Encyclopedia of Empiricism (1997)
James Fieser

Moral skepticism is usually defined as the denial of an objective basis of morality. Contemporary defenders of moral skepticism, such as J.L. Mackie in Ethics: Inventing Right and Wrong (1977), see the issue as principally a metaethical one: are there independent moral facts? Is there a special ontological realm in which moral universals reside? This is distinct from the normative issue which concerns whether one holds to a conventional set of moral guidelines (such as prohibitions against lying or stealing). 17th and 18th century British discussions of moral skepticism similarly focused on the metaethical and ontological question. Even if a philosopher advocated a traditional set of normative guidelines, denying the independence of moral facts implied that the guidelines were only a matter of custom, and could change at a future time. Thus, in the 17th and 18th century context, the term "moral skepticism" was an abusive label which signified that a moral theory presented a danger to traditional moral standards.

What counts as a "moral fact" or an "objective basis of morality" depends on historical context. For example, an 18th century theory which reduced morality to human instinct would be exceedingly skeptical by their standards, but would be considered optimistic by our own. To know what it means to call a philosopher of that period a moral skeptic, then, requires understanding what counted for them as an "objective basis of morality." The phenomenon of moral obligation involved issues at several levels: God's moral mandates, natural laws, universal moral relations, human moral intuition, and human moral motivation. Objectivity was a factor at all of these levels. At the top of the list, perhaps the most objective view was that moral principles are simply commanded by God and their existence depends directly on God's will. William Law offers such an argument in his Essay on the Origin of Evil (1729). Next on the list is the natural law theory, especially as offered by Hugo Grotius in de Jure Belli et Pacis (1625). Grotius extends the ancient Roman notion of judicial natural law to the ethical realm, governing all obligatory behavior. Like mathematics, moral natural laws are rational principles, known a priori, and unalterable even by God. A variation on the natural law view was the eternal fitness theory of moral obligation, as offered by Samuel Clarke in A Discourse concerning the Unchangeable Obligations of Natural Religion (1706).
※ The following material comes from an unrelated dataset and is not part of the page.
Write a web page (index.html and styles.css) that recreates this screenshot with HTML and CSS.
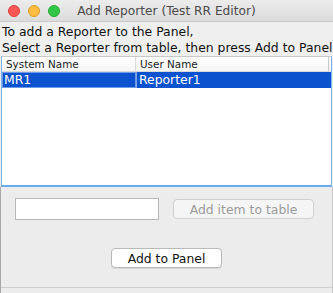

For Clarke, moral conduct is proper when it fits or corresponds with universal moral relations. Such fitness is apparent to all rational beings and, again, the universal moral relations themselves are unalterable by God.

The next level of issues is epistemological and involves how we acquire knowledge of moral truths. Rationalists such as Grotius and Clarke contended that we grasp them purely rationally, just as we intuit mathematical truths. Riding on Locke's account of sense perception, empirically-oriented theorists argued that we perceive moral truths through an internal moral sense. This is the view of the Earl of Shaftesbury in his Characteristics (1711), Joseph Butler in his Fifteen Sermons (1726), and Francis HUTCHESON in his Illustrations on the Moral Sense (1755). The final issue of moral obligation involves our motivation to act morally. Rationalists such as Clarke argued that the intellectual grasp of the moral relations themselves is sufficient motivation. In his Divine Legation (1738), William Warburton maintains that God's mandate is required as the prescriptive foundation of morality, although moral universals themselves exist independently of God. Others argued that moral motivation is grounded in human psychology -- either natural or learned inclinations.
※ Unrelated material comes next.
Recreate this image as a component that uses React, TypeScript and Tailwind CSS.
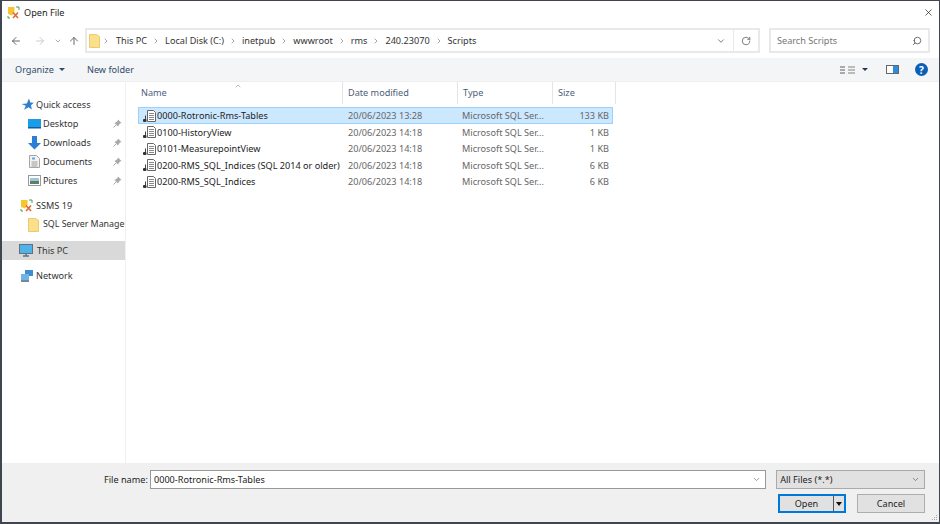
import { ArrowLeft, ArrowRight, ArrowUp, ChevronDown, ChevronRight, ChevronUp, RotateCw, Search, X } from 'lucide-react';

const font = { fontFamily: '"Noto Sans", "Open Sans", sans-serif' };

function SsmsIcon() {
  return (
    <svg width="13" height="13" viewBox="0 0 13 13" className="shrink-0">
      <path d="M1 1h6.500v5L5 9.500 1 8z" fill="#f7c531" />
      <path d="M6 6.500 11 12M11 6.500 6 12" stroke="#e2622a" strokeWidth="1.500" />
      <path d="M9 1h3v3M1 10v2h2" stroke="#46a04a" strokeWidth="1" fill="none" />
    </svg>
  );
}

function FolderIcon() {
  return (
    <svg width="11" height="14" viewBox="0 0 11 14" className="shrink-0">
      <path d="M.5.5h7l3 2v11H.5z" fill="#fbe08c" stroke="#eccb6c" />
    </svg>
  );
}

function ScriptIcon() {
  return (
    <svg width="15" height="14" viewBox="0 0 15 14" className="shrink-0">
      <path d="M5.500 1.500h6l2 2v9h-8z" fill="#fff" stroke="#666" />
      <path d="M7 4.500h5M7 6.500h5M7 8.500h5M7 10.500h5" stroke="#888" />
      <rect x="1" y="10" width="3.500" height="3" rx="1" fill="#333" />
      <path d="M3.500 10V6.500" stroke="#444" />
    </svg>
  );
}

function PinIcon() {
  return (
    <svg width="9" height="9" viewBox="0 0 9 9" className="shrink-0">
      <path d="M5 .5 8.500 4 7 4.500 5.500 6.500 5 7.500 1.500 4 2.500 3.500 4.500 2z" fill="#a9a9a9" />
      <path d="M3 6 .5 8.500" stroke="#a9a9a9" />
    </svg>
  );
}

function NavIcon({ kind }: { kind: string }) {
  if (kind === 'star') {
    return (
      <svg width="13" height="13" viewBox="0 0 13 13" className="shrink-0">
        <path d="M8 .5 9.300 4.500 12.800 4.800 10 7.300 10.800 11.500 7.500 9.300 3 11.800 4.800 7.800.5 6 5.800 5.500z" fill="#2f7fcf" />
      </svg>
    );
  }
  if (kind === 'desktop') {
    return (
      <svg width="13" height="12" viewBox="0 0 13 12" className="shrink-0">
        <rect x="0" y="1" width="13" height="9" fill="#1b9ce8" />
        <rect x="0" y="9" width="13" height="1.500" fill="#0c5f9e" />
      </svg>
    );
  }
  if (kind === 'down') {
    return (
      <svg width="13" height="14" viewBox="0 0 13 14" className="shrink-0">
        <path d="M4 0h5v7h4l-6.500 6.500L0 7h4z" fill="#2c7fd6" />
      </svg>
    );
  }
  if (kind === 'docs') {
    return (
      <svg width="11" height="13" viewBox="0 0 11 13" className="shrink-0">
        <path d="M.5.5h7l3 3v9H.5z" fill="#f2f2f2" stroke="#a5a5a5" />
        <path d="M3 2.500h3v2H3z" fill="#6aa7de" />
        <path d="M2.500 7h6M2.500 9h6M2.500 11h6" stroke="#9a9a9a" />
      </svg>
    );
  }
  if (kind === 'pics') {
    return (
      <svg width="13" height="11" viewBox="0 0 13 11" className="shrink-0">
        <rect x=".5" y=".5" width="12" height="10" fill="#fff" stroke="#9a9a9a" />
        <rect x="2" y="3" width="9" height="3" fill="#9cc6df" />
        <rect x="2" y="6" width="9" height="3" fill="#5d7f64" />
      </svg>
    );
  }
  if (kind === 'pc') {
    return (
      <svg width="14" height="13" viewBox="0 0 14 13" className="shrink-0">
        <rect x=".5" y=".5" width="13" height="9" fill="#4db3ea" stroke="#66707a" />
        <path d="M4 12h6M7 10v2" stroke="#66707a" strokeWidth="1.500" />
      </svg>
    );
  }
  return (
    <svg width="14" height="13" viewBox="0 0 14 13" className="shrink-0">
      <rect x="5" y="1" width="8" height="6" fill="#3d8ed0" />
      <rect x="1" y="5" width="8" height="6" fill="#6fb4e4" />
      <path d="M1 12h8" stroke="#49627a" strokeWidth="1.500" />
    </svg>
  );
}

const quick = [
  { label: 'Desktop', kind: 'desktop' },
  { label: 'Downloads', kind: 'down' },
  { label: 'Documents', kind: 'docs' },
  { label: 'Pictures', kind: 'pics' },
];

const crumbs = ['This PC', 'Local Disk (C:)', 'inetpub', 'wwwroot', 'rms', '240.23070', 'Scripts'];

const files = [
  { name: '0000-Rotronic-Rms-Tables', date: '20/06/2023 13:28', size: '133 KB' },
  { name: '0100-HistoryView', date: '20/06/2023 14:18', size: '1 KB' },
  { name: '0101-MeasurepointView', date: '20/06/2023 14:18', size: '1 KB' },
  { name: '0200-RMS_SQL_Indices (SQL 2014 or older)', date: '20/06/2023 14:18', size: '6 KB' },
  { name: '0200-RMS_SQL_Indices', date: '20/06/2023 14:18', size: '6 KB' },
];

export default function App() {
  return (
    <div style={font} className="flex h-[524px] w-[940px] flex-col overflow-hidden border border-b-2 border-[#3f4650] border-l-2 bg-white text-[9.15px] leading-none text-[#333]">
      {/* Title bar */}
      <div className="flex h-[23px] shrink-0 items-center pl-[5px] pr-[5px]">
        <SsmsIcon />
        <span className="ml-[4px] text-[#222]">Open File</span>
        <X className="ml-auto h-[11px] w-[11px] text-[#222]" strokeWidth={1.5} />
      </div>

      {/* Nav bar */}
      <div className="mt-[4px] flex h-[25px] shrink-0 items-center pr-[9px]">
        <div className="flex w-[83px] shrink-0 items-center pl-[8px]">
          <ArrowLeft className="h-[12px] w-[12px] text-[#666]" />
          <ArrowRight className="ml-[12px] h-[12px] w-[12px] text-[#ccc]" />
          <ChevronDown className="ml-[8px] h-[8px] w-[8px] text-[#888]" />
          <ArrowUp className="ml-[6px] h-[12px] w-[12px] text-[#666]" />
        </div>
        <div className="flex h-full w-[675px] shrink-0 items-center border-2 border-[#e9e9e9] pl-[2px]">
          <FolderIcon />
          <ChevronRight className="ml-[2px] h-[8px] w-[8px] text-[#777]" />
          <div className="ml-[1px] flex items-center">
            {crumbs.map((c, i) => (
              <div key={c} className="ml-[5px] flex items-center">
                <span className="text-[#333]">{c}</span>
                {i < crumbs.length - 1 && <ChevronRight className="ml-[5px] h-[8px] w-[8px] text-[#777]" />}
              </div>
            ))}
          </div>
          <ChevronDown className="ml-auto mr-[7px] h-[10px] w-[10px] text-[#666]" />
          <div className="flex h-full w-[25px] items-center justify-center border-l border-[#e9e9e9]">
            <RotateCw className="h-[10px] w-[10px] text-[#666]" />
          </div>
        </div>
        <div className="ml-[9px] flex h-full flex-1 items-center justify-between border-2 border-[#e9e9e9] pl-[6px] pr-[6px]">
          <span className="text-[#777]">Search Scripts</span>
          <Search className="h-[10px] w-[10px] -scale-x-100 text-[#555]" />
        </div>
      </div>

      {/* Toolbar */}
      <div className="mt-[5px] flex h-[24px] shrink-0 items-center border-b border-[#eeeeee] bg-[#f4f5f7] pl-[13px] pr-[11px]">
        <span className="text-[#2f4a6b]">Organize</span>
        <span className="ml-[5px] h-0 w-0 border-x-[3px] border-t-[3px] border-x-transparent border-t-[#2f4a6b]" />
        <span className="ml-[22px] text-[#2f4a6b]">New folder</span>
        <div className="ml-auto flex items-center">
          <div className="grid grid-cols-2 gap-x-[1px] gap-y-[1px]">
            {[0, 1, 2, 3, 4, 5].map((i) => (
              <span key={i} className={i % 2 === 0 ? 'h-[2px] w-[5px] bg-[#aaa]' : 'h-[2px] w-[7px] bg-[#bbb]'} />
            ))}
          </div>
          <span className="ml-[7px] h-0 w-0 border-x-[3px] border-t-[3px] border-x-transparent border-t-[#1f3a60]" />
          <div className="ml-[18px] flex h-[9px] w-[13px] border border-[#666]">
            <span className="flex-1 bg-white" />
            <span className="w-[5px] bg-[#2c8de0]" />
          </div>
          <span className="ml-[16px] flex h-[13px] w-[13px] items-center justify-center rounded-full bg-[#0a5fb8] text-[10px] font-bold text-white">?</span>
        </div>
      </div>

      {/* Main */}
      <div className="flex min-h-0 flex-1">
        <div className="w-[124px] shrink-0 border-r border-[#f0f0f0] pt-[13px]">
          <div className="flex h-[19px] items-center pl-[19px]">
            <NavIcon kind="star" />
            <span className="ml-[2px]">Quick access</span>
          </div>
          {quick.map((q) => (
            <div key={q.label} className="flex h-[19px] items-center pl-[24px] pr-[3px]">
              <div className="flex w-[16px] shrink-0 justify-center"><NavIcon kind={q.kind} /></div>
              <span className="ml-[1px]">{q.label}</span>
              <span className="ml-auto"><PinIcon /></span>
            </div>
          ))}
          <div className="mt-[6px] flex h-[19px] items-center pl-[18px]">
            <SsmsIcon />
            <span className="ml-[3px]">SSMS 19</span>
          </div>
          <div className="flex h-[19px] items-center whitespace-nowrap pl-[26px]">
            <FolderIcon />
            <span className="ml-[4px] text-[8.85px]">SQL Server Manage</span>
          </div>
          <div className="mt-[7px] flex h-[19px] items-center bg-[#d9d9d9] pl-[17px]">
            <NavIcon kind="pc" />
            <span className="ml-[4px]">This PC</span>
          </div>
          <div className="mt-[6px] flex h-[19px] items-center pl-[18px]">
            <NavIcon kind="network" />
            <span className="ml-[2px]">Network</span>
          </div>
        </div>

        <div className="min-w-0 flex-1">
          {/* Column headers */}
          <div className="relative flex h-[22px] items-center text-[#4c607a]">
            <ChevronUp className="absolute left-[108px] top-0 h-[8px] w-[8px] text-[#999]" />
            <div className="flex h-full w-[217px] items-center border-r border-[#e5e5e5] pl-[15px]">Name</div>
            <div className="flex h-full w-[115px] items-center border-r border-[#e5e5e5] pl-[5px]">Date modified</div>
            <div className="flex h-full w-[95px] items-center border-r border-[#e5e5e5] pl-[5px]">Type</div>
            <div className="flex h-full w-[63px] items-center border-r border-[#e5e5e5] pl-[5px]">Size</div>
          </div>
          <div className="mt-[3px] w-[487px] pl-[12px]">
            {files.map((f, i) => (
              <div
                key={f.date + f.name}
                className={
                  i === 0
                    ? 'flex h-[17px] items-center border border-[#99d1ff] bg-[#cce8ff]'
                    : 'flex h-[16.5px] items-center border border-transparent'
                }
              >
                <div className="flex w-[209px] shrink-0 items-center whitespace-nowrap pl-[3px]">
                  <ScriptIcon />
                  <span className="text-[#222]">{f.name}</span>
                </div>
                <span className="w-[114px] shrink-0 text-[#666]">{f.date}</span>
                <span className="w-[95px] shrink-0 whitespace-nowrap text-[#666]">Microsoft SQL Ser...</span>
                <span className="w-[52px] shrink-0 text-right text-[#666]">{f.size}</span>
              </div>
            ))}
          </div>
        </div>
      </div>

      {/* Footer */}
      <div className="relative h-[59px] shrink-0 bg-[#f0f0f0] pr-[14px] pt-[7px]">
        <div className="flex h-[19px] items-center">
          <span className="ml-[102px] w-[46px] whitespace-nowrap text-[#222]">File name:</span>
          <div className="flex h-full w-[617px] items-center border border-[#999] bg-white pl-[3px] text-[#222]">
            0000-Rotronic-Rms-Tables
            <ChevronDown className="ml-auto mr-[4px] h-[9px] w-[9px] text-[#777]" />
          </div>
          <div className="ml-[10px] flex h-full w-[149px] items-center justify-between border border-[#aaa] bg-[#e1e1e1] pl-[3px] pr-[4px] text-[#222]">
            All Files (*.*)
            <ChevronDown className="h-[9px] w-[9px] text-[#666]" />
          </div>
        </div>
        <div className="mt-[5px] flex justify-end text-[#222]">
          <div className="flex h-[19px] w-[68px] border-2 border-[#0078d7] bg-[#e1e1e1]">
            <span className="flex flex-1 items-center justify-center">Open</span>
            <span className="flex w-[11px] items-center justify-center border-l border-[#555]">
              <span className="h-0 w-0 border-x-[3px] border-t-[4px] border-x-transparent border-t-[#111]" />
            </span>
          </div>
          <div className="ml-[11px] flex h-[19px] w-[68px] items-center justify-center border border-[#adadad] bg-[#e1e1e1]">Cancel</div>
        </div>
        <div className="absolute bottom-[2px] right-[2px] grid grid-cols-3 gap-[1px]">
          {[0, 1, 2, 3, 4, 5, 6, 7, 8].map((i) => (
            <span key={i} className={[2, 4, 5, 6, 7, 8].includes(i) ? 'h-[1px] w-[1px] bg-[#aaa]' : 'h-[1px] w-[1px]'} />
          ))}
        </div>
      </div>
    </div>
  );
}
Given these differing issues, moral skepticism involved taking an anti-rationalist, anti-objectivist, or anti-theist stance on several (although not necessarily all) of these topics. The first philosopher of the modern period branded a moral skeptic in the above sense was Thomas HOBBES, whose skeptical views appear in Leviathan (1651). Moral values for Hobbes are derived from social agreement and motivated by self-interest alone. Although Hobbes makes verbal concessions concerning divine moral mandates, morality is functionally a societal creation. He describes society's moral principles as natural laws, but they are not grounded in the fabric of the universe as Grotius believes. Knowledge of the moral laws is arrived at through reasoned deductions given our social condition; however, such moral reasoning is not a matter of a priori intuition about the fixed nature of the universe. Finally, and most importantly, the motivation for moral conduct is based on self-interest -- not on the rational grasping of the moral laws themselves, or divine mandates. Hobbes thus runs counter to moral objectivism in virtually every possible way. For almost 100 years his name was synonymous with moral skepticism and his theory was the principal target for succeeding moral philosophers.
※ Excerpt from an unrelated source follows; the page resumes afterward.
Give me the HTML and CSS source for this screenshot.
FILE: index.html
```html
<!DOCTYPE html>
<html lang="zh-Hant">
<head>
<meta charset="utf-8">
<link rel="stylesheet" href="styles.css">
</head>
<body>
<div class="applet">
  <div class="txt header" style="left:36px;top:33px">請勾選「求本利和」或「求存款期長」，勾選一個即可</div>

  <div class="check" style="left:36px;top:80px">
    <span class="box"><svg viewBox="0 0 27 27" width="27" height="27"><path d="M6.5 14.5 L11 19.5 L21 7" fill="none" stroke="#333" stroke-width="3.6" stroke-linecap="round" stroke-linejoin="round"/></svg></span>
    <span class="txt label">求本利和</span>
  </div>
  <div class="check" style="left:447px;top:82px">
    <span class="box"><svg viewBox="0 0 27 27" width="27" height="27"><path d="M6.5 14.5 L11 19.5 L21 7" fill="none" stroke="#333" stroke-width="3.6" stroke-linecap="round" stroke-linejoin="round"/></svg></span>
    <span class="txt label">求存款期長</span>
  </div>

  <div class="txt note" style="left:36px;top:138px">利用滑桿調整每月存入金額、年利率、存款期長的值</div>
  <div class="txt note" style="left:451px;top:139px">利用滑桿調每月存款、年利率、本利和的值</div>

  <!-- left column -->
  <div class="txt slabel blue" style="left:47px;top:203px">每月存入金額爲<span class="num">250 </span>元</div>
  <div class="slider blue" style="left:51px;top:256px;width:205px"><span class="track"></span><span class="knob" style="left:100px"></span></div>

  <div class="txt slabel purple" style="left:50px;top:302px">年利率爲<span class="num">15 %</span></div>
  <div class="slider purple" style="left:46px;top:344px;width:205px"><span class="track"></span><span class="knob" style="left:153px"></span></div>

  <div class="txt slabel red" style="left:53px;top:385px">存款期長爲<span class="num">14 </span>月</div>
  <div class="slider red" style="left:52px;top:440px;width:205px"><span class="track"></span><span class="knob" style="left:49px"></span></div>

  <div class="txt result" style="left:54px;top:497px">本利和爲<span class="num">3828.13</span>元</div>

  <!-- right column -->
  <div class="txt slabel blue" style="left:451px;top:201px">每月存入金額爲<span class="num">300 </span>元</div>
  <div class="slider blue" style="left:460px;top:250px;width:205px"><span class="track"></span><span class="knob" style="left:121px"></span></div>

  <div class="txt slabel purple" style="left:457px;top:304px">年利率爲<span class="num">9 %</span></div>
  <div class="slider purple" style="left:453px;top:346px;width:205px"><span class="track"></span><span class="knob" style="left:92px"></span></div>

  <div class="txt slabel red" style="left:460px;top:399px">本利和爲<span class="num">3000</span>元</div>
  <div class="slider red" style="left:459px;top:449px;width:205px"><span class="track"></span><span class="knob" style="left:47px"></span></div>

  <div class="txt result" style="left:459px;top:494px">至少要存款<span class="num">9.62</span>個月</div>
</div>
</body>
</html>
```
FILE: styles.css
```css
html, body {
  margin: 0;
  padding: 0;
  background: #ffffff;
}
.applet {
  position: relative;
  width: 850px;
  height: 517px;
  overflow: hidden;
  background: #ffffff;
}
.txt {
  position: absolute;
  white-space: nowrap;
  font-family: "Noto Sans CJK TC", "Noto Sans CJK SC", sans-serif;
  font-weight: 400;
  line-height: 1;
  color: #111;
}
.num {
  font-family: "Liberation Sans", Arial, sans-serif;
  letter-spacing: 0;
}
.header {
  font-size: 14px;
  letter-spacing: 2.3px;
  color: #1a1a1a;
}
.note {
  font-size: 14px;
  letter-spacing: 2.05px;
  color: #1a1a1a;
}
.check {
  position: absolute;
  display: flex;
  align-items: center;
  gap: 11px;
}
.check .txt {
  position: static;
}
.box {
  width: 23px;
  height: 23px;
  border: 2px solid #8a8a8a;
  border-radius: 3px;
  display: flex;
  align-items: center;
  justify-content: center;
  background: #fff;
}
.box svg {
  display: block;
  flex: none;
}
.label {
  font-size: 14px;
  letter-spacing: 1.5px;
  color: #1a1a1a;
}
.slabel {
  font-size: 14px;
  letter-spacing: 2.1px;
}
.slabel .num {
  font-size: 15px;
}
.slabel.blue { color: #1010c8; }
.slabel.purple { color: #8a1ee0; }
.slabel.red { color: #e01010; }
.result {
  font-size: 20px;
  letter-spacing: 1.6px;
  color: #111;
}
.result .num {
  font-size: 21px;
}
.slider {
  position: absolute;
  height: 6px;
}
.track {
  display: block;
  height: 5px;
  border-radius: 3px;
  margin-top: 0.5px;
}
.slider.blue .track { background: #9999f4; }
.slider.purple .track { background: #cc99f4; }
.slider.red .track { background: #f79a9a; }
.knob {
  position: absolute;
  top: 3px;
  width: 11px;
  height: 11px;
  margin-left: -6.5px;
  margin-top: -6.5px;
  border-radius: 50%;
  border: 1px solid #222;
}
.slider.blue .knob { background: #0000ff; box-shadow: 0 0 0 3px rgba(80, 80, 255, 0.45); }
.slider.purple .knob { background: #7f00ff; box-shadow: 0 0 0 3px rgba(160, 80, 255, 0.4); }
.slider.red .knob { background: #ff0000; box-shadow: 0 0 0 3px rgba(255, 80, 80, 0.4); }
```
Despite LOCKE's anti-rationalist orientation, in matters of morality he is anything but skeptical. The moral law is ultimately the law of God and, like mathematics, "morality is capable of demonstration" (Essay 4:12:8). Further, divine rewards and punishments are important motivators for proper conduct.

Early moral sense theorists such as Shaftesbury came under mild attack from rationalist moral philosophers. In his Foundation of Moral Goodness (1728), John Balguy charges that the moral sense theory undermines the objective nature of morality by making it depend on our sensations. However, few could charge moral sense theorists with moral skepticism. Shaftesbury, for example, argues for the objectivist position that morality is grounded "in the nature of things" (Characteristics, 2:267). Further, our instinctive social inclinations (as opposed to our selfish ones) are the natural foundation of moral motivation. Butler argues Similarly that our more altruistic natural inclinations motivate us.

With the publication of The Fable of the Bees; or Private Vices, Public Benefits (1714), Bernard Mandeville came to share Hobbes's title as a moral skeptic. Through a poetic allegory, Mandeville argues that individual vices frequently produce public benefit. For example, envy, vanity, and love of luxury make people spend, and this is necessary for profitable trade. So too with even crimes and wars. Mandeville wrote for a degree of shock value and does not offer a systematic account of moral obligation. However, he shared Hobbes's view that we are driven by self-interest, and he attacked Shaftesbury's contention that we have instinctive social inclinations. BERKELEY sharply criticized Mandeville in Dialogue Two of his Alciphron (1732). In that work Berkeley bases morality on an intellectually perceived beauty of proportionality in "a Providence inspecting, punishing, and rewarding the moral actions of men" (Alciphron 3:10). Thus, Berkeley is allied with the moral objectivists.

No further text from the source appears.